In the wake of the shooting of Ahmaud Arbery, dueling bills have been filed in the Georgia House of Representatives to make changes to the state’s “citizen’s arrest” law § 17-4-60. Oddly enough, a citizen’s arrest was never even a factor in the Arbery case…until a District Attorney invented the claim weeks after the fact.
The McMichaels never said they were doing that when the son shot Arbery, nor did their police report account of what happened support a “citizen’s arrest.”
HB 1213 clarifies the existing statute by carefully defining terms and when a person can be lawfully detained by a private person. Most of this is already the law in Georgia, but now you would be able to find everything under one statute, instead of searching through several.
A notable change is when one may detain person attempting to escape. Currently, the law allows pursuit when it is known (not suspected, as some have suggested) that a felony has been committed. HB 1213 changes that from any felony to a forcible felony; a crime of violence against a person. Property crimes are specifically ruled out.
I consider HB 1213 to be reasonable. Carl Gilliard’s [D-Garden City] HB 1203 Criminal procedure; arrest by private persons; repeal article is another matter. As the title says, it’s a complete repeal of § 17-4-60, allowing no lawful citizen’s arrest at all. I believe enacting this bill would get a lot of people killed or put them in legal jeopardy.
While some people think of a “citizen’s arrest” in terms of holding a shoplifter or the like, it happens more often than that. A homeowner holding a burglar or home invader at gunpoint, waiting for the police to show up is technically performing a citizen’s arrest. If § 17-4-60 is simply repealed, all a criminal caught in the act has to do is walk away. Once he’s not attacking a person and trying to leave, he’s immune to arrest by anyone but law enforcement.
Without § 17-4-60, a criminal could kick in your door, grab your jewelry and leave. He can act with impunity so so long as he sticks to property crimes. Legally, there would be nothing you could do about it but call 911 and watch your property depart with the criminal who’s probably going to repeat himself at another home. Sounds like quite the boon to the criminal class, which happens to be a Democrat core constituency. I’m reasonably confident that’s what Gilliard had in mind, but he didn’t think this through.

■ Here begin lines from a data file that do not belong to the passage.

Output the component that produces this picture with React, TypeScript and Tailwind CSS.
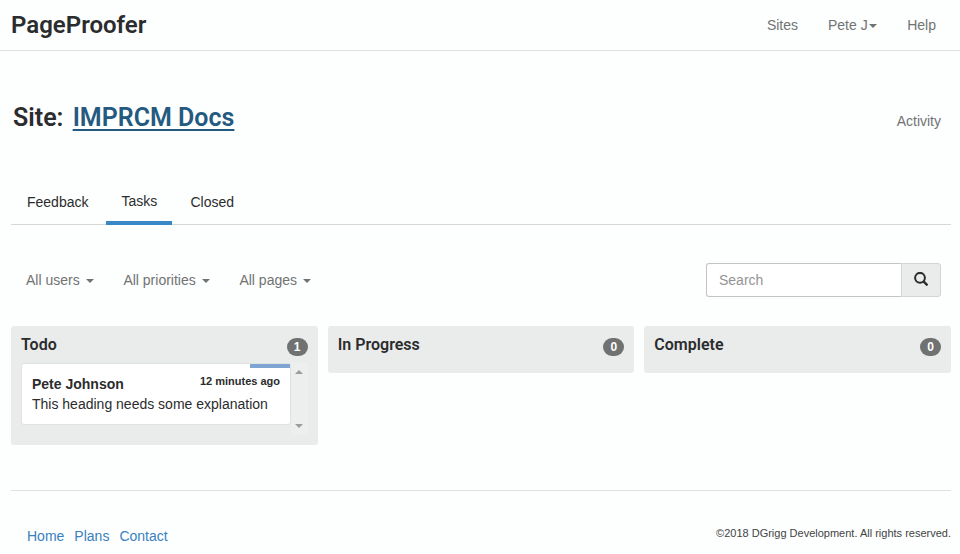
import React from "react";

function Caret({ className = "" }: { className?: string }) {
  return (
    <span
      className={`inline-block h-0 w-0 border-x-4 border-t-4 border-x-transparent border-t-current ${className}`}
    />
  );
}

function Filter({ label }: { label: string }) {
  return (
    <button className="flex items-center text-sm whitespace-nowrap text-[#717373]">
      {label}
      <Caret className="mt-0.5 ml-1.5" />
    </button>
  );
}

function Column({ title, count, children }: { title: string; count: number; children?: React.ReactNode }) {
  return (
    <section className="min-w-0 flex-1 rounded-[3px] bg-[#eaebeb] px-2.5">
      <div className="flex h-[37px] justify-between">
        <h2 className="pt-[9px] font-[Roboto,sans-serif] text-base leading-[19px] font-semibold">{title}</h2>
        <span className="mt-3 flex h-[18px] w-[21px] items-center justify-center rounded-full bg-[#707171] text-xs font-bold text-white">
          {count}
        </span>
      </div>
      {children}
    </section>
  );
}

export default function App() {
  return (
    <div className="h-[554px] w-[960px] overflow-hidden bg-[#fdfefe] font-['Liberation_Sans',Arial,sans-serif] text-sm text-[#2b2c2d]">
      <header className="flex h-[51px] items-center justify-between border-b border-[#e0e2e2] pr-6 pl-[11px]">
        <div className="font-[Roboto,sans-serif] text-2xl font-semibold">PageProofer</div>
        <nav className="flex text-[#717373]">
          <a className="mr-[30px]">Sites</a>
          <a className="mr-[30px] flex items-center">
            Pete J<Caret className="mt-px ml-[1.5px]" />
          </a>
          <a>Help</a>
        </nav>
      </header>
      <main className="pr-[9px] pl-[11px]">
        <div className="flex h-[133px] items-center justify-between pr-2.5 pl-[2px]">
          <h1 className="font-[Roboto,sans-serif] text-[25px] leading-8 font-semibold">
            Site:{" "}
            <a className="ml-[3px] text-[#245a80] underline decoration-2 underline-offset-[3px]">IMPRCM Docs</a>
          </h1>
          <a className="mt-1.5 text-[#717373]">Activity</a>
        </div>
        <nav className="flex h-[41px] border-b border-[#d6d8d8]">
          <a className="w-[95px] pt-2 pl-4">Feedback</a>
          <a className="h-[41px] w-[66px] border-b-4 border-[#3888c8] pt-[7px] pl-[15.5px]">Tasks</a>
          <a className="pt-2 pl-[18.5px]">Closed</a>
        </nav>
        <div className="flex h-[101px] items-start justify-between pt-[38px] pr-2.5 pl-[15px]">
          <div className="flex h-[34px] items-center gap-[29.7px]">
            <Filter label="All users" />
            <Filter label="All priorities" />
            <Filter label="All pages" />
          </div>
          <div className="flex h-[34px] w-[235px]">
            <input
              className="w-[195px] rounded-l-[3px] border border-r-0 border-[#c3c5c5] bg-white px-3 placeholder:text-[#929494]"
              placeholder="Search"
            />
            <button className="flex w-[40px] items-center justify-center rounded-r-[3px] border border-[#d3d5d5] bg-[#eaebeb]">
              <svg className="mb-0.5 h-[14px] w-[14px]" viewBox="0 0 14 14" fill="none" stroke="#2b2c2d">
                <circle cx="6" cy="5.8" r="4.9" strokeWidth="2" />
                <path d="M9.3 9.2l4.2 4.2" strokeWidth="2.4" />
              </svg>
            </button>
          </div>
        </div>
        <div className="flex items-start gap-2.5">
          <Column title="Todo" count={1}>
            <div className="flex h-[82px]">
              <article className="relative h-[62px] w-[270px] shrink-0 rounded-[3px] border border-[#e0e1e1] bg-white px-2.5">
                <div className="absolute top-0 right-0 h-1 w-10 bg-[#7fa6d3]" />
                <div className="flex justify-between">
                  <strong className="pt-2.5 leading-5">Pete Johnson</strong>
                  <strong className="pt-[9px] text-[11px] leading-4">12 minutes ago</strong>
                </div>
                <p className="leading-5">This heading needs some explanation</p>
              </article>
              <div className="-mt-px flex h-[73px] w-[17px] flex-col items-center justify-between bg-[#edeeee] pt-2 pb-[7px]">
                <span className="h-0 w-0 border-x-4 border-b-4 border-x-transparent border-b-[#9b9c9c]" />
                <span className="h-0 w-0 border-x-4 border-t-4 border-x-transparent border-t-[#9b9c9c]" />
              </div>
            </div>
          </Column>
          <Column title="In Progress" count={0}>
            <div className="h-2.5" />
          </Column>
          <Column title="Complete" count={0}>
            <div className="h-2.5" />
          </Column>
        </div>
        <footer className="mt-[45px] flex h-[64px] items-start justify-between border-t border-[#dfe1e1]">
          <nav className="flex gap-2.5 pt-[35px] pl-4 text-[#3981bd]">
            <a>Home</a>
            <a>Plans</a>
            <a>Contact</a>
          </nav>
          <p className="pt-[34px] text-[11px] leading-4 text-[#424344]">©2018 DGrigg Development. All rights reserved.</p>
        </footer>
      </main>
    </div>
  );
}
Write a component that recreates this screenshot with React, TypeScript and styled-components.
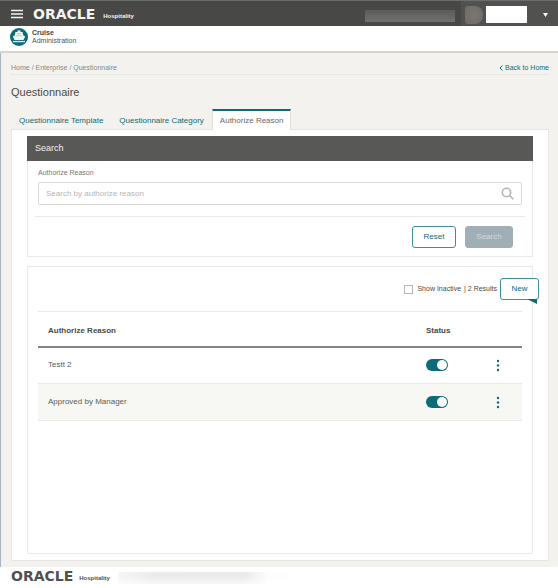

With no ability to perform an arrest, Joe Homeowner has a choice: 1) watch the family jewels walk away, or stop the thief. To do that, he will have to shoot him. Lethal force would be necessary because then only Joe’s story of how the criminal forced him to defend himself against a physical attack gets heard.
For that matter, ’round here, there’s most always a handy gator to dispose of inconvenient bodies, precluding any need for calling 911. I suspect that option is occasionally invoked in some of the more rural areas anyway, citizen’s arrest law or not.